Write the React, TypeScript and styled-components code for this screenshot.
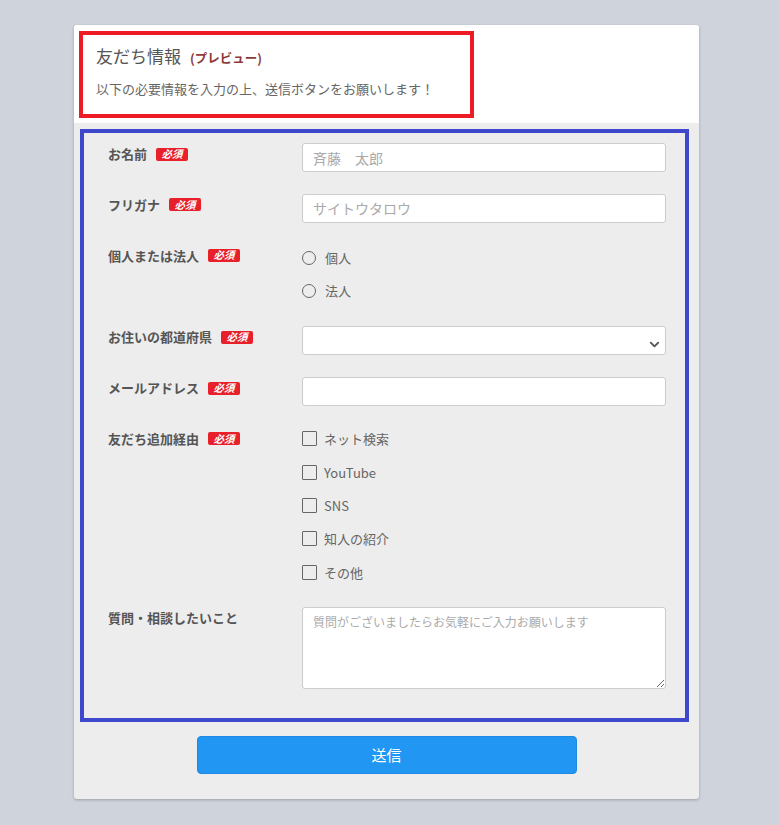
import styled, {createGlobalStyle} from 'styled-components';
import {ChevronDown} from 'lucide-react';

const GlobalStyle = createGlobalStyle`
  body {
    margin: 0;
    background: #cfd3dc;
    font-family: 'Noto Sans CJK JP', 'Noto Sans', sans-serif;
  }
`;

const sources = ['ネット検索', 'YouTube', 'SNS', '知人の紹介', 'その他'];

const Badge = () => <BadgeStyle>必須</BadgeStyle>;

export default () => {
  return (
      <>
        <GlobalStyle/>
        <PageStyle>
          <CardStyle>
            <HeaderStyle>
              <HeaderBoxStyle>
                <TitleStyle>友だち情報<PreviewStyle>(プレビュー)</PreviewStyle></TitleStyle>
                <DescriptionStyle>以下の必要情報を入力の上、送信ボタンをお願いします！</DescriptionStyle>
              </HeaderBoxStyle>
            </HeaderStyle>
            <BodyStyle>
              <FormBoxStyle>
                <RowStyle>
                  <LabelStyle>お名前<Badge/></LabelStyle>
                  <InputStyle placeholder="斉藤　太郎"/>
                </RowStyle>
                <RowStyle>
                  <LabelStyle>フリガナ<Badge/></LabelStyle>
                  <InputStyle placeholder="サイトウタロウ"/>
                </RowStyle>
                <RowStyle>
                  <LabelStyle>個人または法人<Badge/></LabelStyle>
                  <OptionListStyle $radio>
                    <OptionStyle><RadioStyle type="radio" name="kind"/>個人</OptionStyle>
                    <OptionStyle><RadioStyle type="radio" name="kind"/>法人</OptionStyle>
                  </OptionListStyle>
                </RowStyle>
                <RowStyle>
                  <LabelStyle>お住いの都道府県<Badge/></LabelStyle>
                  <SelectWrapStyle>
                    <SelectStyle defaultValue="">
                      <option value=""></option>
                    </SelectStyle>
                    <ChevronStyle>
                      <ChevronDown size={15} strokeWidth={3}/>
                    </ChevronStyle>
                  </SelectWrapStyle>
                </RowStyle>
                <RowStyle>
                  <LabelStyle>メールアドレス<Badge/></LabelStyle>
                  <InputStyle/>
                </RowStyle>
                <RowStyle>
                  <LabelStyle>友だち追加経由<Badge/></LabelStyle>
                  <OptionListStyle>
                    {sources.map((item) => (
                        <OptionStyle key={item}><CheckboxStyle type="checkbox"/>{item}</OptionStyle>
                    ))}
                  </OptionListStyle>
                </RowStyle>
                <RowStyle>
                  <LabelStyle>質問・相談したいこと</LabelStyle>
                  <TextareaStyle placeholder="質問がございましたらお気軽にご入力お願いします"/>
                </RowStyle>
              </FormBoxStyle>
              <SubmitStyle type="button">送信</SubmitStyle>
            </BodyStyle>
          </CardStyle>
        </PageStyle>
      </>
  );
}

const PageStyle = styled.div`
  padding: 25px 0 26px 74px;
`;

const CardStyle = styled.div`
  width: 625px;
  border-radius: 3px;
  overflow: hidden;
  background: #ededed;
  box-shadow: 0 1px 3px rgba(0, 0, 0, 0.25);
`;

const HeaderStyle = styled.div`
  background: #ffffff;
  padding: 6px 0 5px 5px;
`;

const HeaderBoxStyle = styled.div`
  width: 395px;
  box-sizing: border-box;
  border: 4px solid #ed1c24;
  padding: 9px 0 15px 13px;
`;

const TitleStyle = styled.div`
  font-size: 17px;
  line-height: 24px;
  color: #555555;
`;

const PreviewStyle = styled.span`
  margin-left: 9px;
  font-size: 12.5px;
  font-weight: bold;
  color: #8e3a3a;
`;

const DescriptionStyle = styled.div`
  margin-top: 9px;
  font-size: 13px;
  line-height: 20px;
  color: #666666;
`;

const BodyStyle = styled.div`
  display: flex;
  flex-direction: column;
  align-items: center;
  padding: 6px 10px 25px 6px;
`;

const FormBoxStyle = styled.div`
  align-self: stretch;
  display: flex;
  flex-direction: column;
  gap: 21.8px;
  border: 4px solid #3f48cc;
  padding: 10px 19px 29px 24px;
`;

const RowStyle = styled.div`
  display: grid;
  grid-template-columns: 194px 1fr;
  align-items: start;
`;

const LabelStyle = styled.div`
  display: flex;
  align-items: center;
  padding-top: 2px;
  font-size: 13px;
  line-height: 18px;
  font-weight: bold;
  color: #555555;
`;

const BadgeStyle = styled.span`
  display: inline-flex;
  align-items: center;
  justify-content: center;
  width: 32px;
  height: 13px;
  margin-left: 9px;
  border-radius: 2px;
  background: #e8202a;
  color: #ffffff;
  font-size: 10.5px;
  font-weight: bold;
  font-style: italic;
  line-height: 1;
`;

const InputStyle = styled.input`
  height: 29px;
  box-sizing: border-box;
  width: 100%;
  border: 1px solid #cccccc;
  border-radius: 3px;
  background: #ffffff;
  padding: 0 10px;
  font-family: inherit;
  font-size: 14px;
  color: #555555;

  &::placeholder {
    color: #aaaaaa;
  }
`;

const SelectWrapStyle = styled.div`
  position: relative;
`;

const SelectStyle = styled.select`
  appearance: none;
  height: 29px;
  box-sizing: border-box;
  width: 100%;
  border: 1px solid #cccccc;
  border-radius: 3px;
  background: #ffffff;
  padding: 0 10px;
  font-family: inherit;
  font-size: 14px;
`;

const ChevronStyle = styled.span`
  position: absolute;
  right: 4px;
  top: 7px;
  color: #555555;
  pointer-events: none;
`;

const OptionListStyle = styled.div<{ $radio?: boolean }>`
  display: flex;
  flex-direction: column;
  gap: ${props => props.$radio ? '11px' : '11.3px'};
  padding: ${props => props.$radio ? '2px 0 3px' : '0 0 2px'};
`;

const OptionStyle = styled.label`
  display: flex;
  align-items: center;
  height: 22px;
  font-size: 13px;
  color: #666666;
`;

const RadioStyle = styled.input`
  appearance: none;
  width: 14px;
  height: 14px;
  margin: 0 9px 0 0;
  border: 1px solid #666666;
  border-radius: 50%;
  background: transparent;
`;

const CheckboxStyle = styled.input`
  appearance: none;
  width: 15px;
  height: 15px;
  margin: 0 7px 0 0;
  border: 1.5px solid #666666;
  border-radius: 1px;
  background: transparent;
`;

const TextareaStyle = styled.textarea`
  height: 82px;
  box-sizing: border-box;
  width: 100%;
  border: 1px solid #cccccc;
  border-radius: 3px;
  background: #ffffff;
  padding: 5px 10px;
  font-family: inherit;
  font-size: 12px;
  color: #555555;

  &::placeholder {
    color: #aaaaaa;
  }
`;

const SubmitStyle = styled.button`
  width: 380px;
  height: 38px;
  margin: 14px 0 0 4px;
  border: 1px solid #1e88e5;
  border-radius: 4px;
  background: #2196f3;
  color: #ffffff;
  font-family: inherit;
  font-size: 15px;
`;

= = = = = = =

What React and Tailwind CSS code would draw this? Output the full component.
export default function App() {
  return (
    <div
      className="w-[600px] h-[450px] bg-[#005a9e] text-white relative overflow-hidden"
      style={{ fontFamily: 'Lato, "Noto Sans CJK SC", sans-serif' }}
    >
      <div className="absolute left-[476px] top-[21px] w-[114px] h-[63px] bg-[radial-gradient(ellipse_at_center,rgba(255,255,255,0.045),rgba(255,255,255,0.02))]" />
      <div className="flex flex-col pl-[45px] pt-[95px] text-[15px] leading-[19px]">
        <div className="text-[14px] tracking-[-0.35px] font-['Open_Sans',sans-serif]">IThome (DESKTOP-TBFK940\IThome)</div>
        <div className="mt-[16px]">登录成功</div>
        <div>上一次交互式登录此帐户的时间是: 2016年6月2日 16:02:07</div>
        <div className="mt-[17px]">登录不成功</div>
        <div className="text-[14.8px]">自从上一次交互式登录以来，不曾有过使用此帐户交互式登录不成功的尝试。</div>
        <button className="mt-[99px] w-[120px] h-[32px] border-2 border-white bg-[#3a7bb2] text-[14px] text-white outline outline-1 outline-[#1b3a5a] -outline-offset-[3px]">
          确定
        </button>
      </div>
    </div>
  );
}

= = = = = = =

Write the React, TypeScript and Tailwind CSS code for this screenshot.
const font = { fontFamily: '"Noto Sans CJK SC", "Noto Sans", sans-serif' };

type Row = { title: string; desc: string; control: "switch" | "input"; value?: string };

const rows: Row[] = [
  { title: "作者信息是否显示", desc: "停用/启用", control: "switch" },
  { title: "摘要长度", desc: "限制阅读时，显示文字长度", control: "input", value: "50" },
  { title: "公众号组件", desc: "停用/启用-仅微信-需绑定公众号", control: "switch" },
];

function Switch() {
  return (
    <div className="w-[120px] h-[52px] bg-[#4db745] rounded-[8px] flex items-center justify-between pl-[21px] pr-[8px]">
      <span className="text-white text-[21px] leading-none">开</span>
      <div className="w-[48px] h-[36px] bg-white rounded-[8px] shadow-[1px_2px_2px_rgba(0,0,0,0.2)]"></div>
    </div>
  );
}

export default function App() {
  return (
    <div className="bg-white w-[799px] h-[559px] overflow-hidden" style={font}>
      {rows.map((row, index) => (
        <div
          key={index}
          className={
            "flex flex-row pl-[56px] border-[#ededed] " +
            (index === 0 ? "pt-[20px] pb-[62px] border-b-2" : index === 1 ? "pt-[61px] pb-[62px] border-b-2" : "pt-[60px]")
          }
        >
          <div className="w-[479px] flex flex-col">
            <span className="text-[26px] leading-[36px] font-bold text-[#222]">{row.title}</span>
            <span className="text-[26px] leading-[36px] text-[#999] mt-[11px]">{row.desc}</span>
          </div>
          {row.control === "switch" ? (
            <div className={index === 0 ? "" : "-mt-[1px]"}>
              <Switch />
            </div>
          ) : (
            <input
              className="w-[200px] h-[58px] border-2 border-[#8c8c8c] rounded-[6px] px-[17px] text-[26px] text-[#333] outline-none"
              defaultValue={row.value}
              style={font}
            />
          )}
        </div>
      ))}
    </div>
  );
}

= = = = = = =

*Problem description*. Exactly the lines from the one holding "Write the React, TypeScript and Tailwind" through the one holding "string; desc: string;" should be printed, ends included.

*Response to the exercise*.
Write the React, TypeScript and Tailwind CSS code for this screenshot.
const font = { fontFamily: '"Noto Sans CJK SC", "Noto Sans", sans-serif' };

type Row = { title: string; desc: string; control: "switch" | "input"; value?: string };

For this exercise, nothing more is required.